■ **Supplied material**
** begin **

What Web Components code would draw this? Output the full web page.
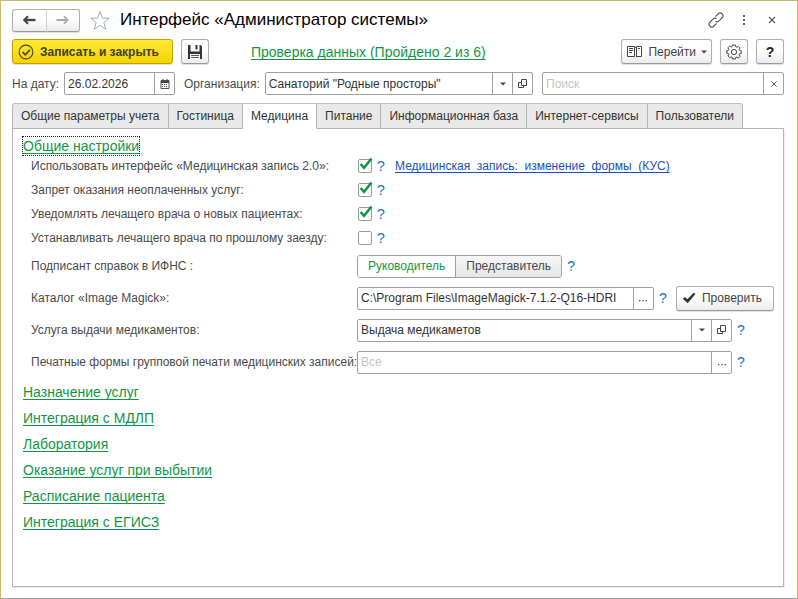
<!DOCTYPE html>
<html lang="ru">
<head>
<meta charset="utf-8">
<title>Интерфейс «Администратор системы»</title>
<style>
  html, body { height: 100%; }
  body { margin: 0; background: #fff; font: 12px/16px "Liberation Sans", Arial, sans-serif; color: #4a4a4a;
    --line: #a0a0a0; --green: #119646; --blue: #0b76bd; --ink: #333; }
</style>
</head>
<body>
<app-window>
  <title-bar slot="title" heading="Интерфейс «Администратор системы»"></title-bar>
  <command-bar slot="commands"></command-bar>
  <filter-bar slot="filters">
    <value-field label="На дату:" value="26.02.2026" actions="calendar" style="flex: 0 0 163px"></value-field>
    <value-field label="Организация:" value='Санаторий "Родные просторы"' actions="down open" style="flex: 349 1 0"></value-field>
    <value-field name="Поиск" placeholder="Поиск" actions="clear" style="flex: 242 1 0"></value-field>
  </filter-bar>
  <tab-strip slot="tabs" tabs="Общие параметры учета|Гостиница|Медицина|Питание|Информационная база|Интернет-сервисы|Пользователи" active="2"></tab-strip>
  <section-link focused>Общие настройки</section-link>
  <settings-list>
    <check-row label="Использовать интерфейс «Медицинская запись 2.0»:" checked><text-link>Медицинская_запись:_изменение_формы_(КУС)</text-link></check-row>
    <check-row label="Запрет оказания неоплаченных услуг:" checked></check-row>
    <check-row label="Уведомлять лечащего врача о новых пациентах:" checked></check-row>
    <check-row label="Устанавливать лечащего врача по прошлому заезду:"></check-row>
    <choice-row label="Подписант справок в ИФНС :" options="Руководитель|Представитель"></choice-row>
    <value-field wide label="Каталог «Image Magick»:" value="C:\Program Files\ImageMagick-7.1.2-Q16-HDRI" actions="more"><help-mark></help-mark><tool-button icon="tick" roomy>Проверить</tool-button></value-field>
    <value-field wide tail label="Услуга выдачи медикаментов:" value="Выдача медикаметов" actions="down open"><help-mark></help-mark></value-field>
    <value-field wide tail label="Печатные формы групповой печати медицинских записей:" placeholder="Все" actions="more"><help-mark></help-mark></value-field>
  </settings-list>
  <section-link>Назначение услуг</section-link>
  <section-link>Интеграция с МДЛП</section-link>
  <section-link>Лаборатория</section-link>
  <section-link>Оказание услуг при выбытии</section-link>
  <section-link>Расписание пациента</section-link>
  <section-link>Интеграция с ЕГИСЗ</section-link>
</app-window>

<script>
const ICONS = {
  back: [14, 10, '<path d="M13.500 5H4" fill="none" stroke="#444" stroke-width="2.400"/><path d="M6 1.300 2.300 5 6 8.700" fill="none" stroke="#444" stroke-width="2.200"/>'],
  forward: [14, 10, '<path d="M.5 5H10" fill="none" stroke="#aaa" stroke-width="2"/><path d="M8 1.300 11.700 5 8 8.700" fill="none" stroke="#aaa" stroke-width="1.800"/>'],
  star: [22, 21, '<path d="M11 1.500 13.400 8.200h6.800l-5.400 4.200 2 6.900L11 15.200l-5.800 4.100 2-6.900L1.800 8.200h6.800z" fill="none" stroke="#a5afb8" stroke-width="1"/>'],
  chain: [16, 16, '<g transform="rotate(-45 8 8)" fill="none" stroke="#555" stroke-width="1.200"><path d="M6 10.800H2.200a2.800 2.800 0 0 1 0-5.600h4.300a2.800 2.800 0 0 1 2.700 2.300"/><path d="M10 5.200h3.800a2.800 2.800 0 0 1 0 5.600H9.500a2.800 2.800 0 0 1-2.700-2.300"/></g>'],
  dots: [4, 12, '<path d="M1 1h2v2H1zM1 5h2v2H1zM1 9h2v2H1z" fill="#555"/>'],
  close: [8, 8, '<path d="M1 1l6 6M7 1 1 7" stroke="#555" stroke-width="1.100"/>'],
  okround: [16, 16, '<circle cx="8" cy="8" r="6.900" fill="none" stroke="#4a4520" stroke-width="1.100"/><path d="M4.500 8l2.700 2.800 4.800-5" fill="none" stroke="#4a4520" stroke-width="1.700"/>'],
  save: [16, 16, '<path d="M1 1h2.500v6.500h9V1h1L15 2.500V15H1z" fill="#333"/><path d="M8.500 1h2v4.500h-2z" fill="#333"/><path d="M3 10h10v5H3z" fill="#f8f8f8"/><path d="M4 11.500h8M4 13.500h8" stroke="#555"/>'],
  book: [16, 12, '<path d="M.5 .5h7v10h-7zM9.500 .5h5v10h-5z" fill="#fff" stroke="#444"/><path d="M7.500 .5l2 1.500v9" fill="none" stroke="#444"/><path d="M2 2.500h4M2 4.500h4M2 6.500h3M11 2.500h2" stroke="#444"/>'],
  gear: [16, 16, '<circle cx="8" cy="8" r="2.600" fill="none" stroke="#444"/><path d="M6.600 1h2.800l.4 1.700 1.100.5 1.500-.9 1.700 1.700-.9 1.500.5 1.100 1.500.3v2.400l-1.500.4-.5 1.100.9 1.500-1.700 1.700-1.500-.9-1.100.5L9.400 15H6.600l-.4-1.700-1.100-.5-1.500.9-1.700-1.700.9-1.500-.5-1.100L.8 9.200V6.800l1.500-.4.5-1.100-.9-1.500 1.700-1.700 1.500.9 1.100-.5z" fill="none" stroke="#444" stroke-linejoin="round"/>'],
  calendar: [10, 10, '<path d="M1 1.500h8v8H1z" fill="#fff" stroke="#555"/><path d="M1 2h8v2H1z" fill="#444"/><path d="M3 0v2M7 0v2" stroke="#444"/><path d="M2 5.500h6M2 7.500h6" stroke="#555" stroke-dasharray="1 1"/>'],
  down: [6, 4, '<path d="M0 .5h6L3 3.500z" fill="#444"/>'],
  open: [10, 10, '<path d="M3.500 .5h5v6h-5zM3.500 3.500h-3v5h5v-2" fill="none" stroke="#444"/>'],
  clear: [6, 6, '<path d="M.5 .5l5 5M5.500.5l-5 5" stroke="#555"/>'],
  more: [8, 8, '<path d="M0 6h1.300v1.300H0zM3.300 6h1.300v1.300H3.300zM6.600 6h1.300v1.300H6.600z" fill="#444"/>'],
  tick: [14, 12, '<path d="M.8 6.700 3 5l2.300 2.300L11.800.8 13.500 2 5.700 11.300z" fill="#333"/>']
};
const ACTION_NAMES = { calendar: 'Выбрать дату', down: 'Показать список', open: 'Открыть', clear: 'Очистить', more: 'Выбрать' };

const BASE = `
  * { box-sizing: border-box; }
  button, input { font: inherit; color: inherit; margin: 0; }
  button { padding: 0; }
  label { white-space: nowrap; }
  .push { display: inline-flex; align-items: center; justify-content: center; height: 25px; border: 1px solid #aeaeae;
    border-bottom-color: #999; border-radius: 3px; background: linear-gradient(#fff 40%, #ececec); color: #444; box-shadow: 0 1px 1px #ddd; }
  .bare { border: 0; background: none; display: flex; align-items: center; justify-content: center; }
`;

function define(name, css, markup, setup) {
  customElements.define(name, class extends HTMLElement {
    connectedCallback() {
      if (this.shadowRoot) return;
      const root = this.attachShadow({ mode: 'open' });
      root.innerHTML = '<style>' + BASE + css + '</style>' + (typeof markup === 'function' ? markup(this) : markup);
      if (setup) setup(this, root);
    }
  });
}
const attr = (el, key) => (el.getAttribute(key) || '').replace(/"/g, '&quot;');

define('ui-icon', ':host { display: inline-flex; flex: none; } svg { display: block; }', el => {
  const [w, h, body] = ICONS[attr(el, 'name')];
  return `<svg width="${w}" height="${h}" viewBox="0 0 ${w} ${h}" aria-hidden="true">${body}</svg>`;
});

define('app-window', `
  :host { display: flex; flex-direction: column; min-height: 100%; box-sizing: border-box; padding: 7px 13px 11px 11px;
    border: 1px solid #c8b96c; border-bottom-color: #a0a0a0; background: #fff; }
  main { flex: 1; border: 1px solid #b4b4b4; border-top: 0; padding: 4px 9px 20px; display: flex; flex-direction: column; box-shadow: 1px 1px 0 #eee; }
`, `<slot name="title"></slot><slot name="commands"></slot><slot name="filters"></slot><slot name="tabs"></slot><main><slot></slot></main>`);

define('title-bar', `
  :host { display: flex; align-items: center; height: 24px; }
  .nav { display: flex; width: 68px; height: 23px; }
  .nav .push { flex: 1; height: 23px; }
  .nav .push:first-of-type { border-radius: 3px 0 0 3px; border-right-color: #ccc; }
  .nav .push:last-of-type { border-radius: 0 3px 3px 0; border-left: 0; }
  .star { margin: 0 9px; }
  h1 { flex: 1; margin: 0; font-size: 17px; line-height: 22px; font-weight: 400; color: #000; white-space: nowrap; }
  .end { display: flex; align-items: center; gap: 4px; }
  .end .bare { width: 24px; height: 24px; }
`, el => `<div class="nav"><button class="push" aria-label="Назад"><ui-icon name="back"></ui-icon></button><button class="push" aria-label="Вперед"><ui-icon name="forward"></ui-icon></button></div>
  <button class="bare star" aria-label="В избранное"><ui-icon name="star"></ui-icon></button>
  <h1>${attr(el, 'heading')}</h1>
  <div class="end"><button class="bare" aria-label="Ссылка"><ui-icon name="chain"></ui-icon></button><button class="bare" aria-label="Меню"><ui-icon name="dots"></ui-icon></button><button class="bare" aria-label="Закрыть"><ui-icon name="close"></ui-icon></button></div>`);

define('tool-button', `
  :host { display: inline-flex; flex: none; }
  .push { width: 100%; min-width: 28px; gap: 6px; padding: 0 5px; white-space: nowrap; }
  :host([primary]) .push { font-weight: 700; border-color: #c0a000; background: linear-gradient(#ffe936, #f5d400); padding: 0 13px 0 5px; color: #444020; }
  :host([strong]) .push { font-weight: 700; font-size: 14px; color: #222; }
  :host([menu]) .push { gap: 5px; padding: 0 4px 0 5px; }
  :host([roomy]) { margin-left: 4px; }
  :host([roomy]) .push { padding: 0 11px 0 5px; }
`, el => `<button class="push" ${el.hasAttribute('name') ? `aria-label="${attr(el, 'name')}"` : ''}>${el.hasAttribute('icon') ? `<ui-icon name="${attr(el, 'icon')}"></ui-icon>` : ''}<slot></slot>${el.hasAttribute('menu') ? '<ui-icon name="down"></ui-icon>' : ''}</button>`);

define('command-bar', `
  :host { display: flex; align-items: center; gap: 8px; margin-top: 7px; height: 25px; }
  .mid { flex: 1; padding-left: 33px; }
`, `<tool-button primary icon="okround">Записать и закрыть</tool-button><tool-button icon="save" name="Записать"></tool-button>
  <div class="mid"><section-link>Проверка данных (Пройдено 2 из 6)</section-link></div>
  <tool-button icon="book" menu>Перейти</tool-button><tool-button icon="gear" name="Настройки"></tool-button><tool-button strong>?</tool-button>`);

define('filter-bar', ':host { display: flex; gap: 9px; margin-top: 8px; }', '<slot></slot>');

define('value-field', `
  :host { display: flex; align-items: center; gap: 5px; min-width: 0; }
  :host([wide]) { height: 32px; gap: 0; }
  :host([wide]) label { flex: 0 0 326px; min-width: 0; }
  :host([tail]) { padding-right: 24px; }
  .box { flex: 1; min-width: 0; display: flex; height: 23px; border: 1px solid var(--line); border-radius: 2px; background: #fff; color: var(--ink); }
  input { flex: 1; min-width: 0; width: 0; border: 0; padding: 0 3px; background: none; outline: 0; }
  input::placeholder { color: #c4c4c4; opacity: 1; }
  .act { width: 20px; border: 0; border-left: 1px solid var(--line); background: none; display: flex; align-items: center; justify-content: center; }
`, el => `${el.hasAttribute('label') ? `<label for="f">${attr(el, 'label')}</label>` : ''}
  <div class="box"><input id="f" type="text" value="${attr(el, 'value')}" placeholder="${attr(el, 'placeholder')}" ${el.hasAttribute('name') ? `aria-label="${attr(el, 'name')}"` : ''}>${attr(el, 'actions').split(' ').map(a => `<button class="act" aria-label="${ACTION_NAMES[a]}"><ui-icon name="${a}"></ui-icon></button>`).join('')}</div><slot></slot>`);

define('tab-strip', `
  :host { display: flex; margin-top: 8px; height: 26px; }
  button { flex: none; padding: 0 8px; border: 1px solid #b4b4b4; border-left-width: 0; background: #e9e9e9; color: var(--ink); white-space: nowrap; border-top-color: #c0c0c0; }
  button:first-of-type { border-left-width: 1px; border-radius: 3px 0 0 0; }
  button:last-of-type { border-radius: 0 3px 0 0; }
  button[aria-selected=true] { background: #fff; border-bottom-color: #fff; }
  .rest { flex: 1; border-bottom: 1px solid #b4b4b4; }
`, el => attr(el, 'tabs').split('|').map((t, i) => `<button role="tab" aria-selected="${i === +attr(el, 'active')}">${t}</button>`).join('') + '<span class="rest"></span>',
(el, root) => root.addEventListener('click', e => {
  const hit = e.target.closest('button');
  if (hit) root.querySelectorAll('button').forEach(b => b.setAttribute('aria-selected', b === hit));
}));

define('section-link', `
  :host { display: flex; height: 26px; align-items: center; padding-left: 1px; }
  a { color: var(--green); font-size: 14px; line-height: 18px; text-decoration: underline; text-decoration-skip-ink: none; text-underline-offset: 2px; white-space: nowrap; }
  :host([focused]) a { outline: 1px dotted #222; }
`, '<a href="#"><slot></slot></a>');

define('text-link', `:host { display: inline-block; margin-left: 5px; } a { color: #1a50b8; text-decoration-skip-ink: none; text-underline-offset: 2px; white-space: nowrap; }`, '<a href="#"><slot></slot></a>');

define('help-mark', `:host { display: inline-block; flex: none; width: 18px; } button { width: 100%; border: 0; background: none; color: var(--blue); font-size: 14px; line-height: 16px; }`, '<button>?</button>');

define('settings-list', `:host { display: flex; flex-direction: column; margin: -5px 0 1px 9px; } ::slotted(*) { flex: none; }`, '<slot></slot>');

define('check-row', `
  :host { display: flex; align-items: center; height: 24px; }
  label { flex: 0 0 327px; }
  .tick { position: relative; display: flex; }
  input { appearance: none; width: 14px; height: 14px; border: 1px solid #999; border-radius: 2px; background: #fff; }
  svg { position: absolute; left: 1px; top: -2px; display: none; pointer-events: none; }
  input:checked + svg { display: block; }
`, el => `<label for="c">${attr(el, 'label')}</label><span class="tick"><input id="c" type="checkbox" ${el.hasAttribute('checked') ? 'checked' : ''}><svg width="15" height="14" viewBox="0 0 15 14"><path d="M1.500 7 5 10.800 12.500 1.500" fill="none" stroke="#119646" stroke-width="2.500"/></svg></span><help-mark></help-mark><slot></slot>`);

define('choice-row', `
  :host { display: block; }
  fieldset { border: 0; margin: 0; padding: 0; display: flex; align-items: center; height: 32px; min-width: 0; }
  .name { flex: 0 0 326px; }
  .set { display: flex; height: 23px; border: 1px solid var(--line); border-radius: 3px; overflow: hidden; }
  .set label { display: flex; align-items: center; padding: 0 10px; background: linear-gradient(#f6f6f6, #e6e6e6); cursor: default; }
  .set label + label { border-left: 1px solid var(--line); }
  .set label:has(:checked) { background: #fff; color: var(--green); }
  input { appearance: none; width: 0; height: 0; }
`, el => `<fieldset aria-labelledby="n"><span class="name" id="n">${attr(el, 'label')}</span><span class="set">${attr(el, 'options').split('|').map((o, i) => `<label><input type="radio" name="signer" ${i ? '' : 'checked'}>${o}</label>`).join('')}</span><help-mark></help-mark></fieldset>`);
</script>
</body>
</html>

** end **
** begin **

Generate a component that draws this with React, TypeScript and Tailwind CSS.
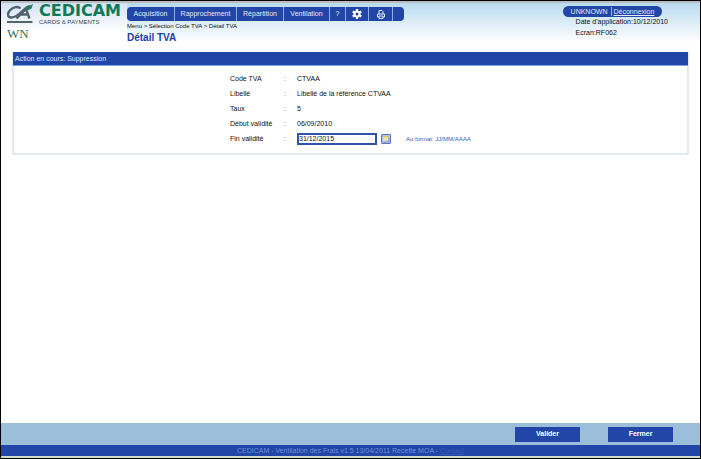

** end **

■ **Instruction**
Identify and extract each line of the listing that contains "this".

■ **Response below**
What Web Components code would draw this? Output the full web page.
      if (this.shadowRoot) return;
      const root = this.attachShadow({ mode: 'open' });
      root.innerHTML = '<style>' + BASE + css + '</style>' + (typeof markup === 'function' ? markup(this) : markup);
      if (setup) setup(this, root);
Generate a component that draws this with React, TypeScript and Tailwind CSS.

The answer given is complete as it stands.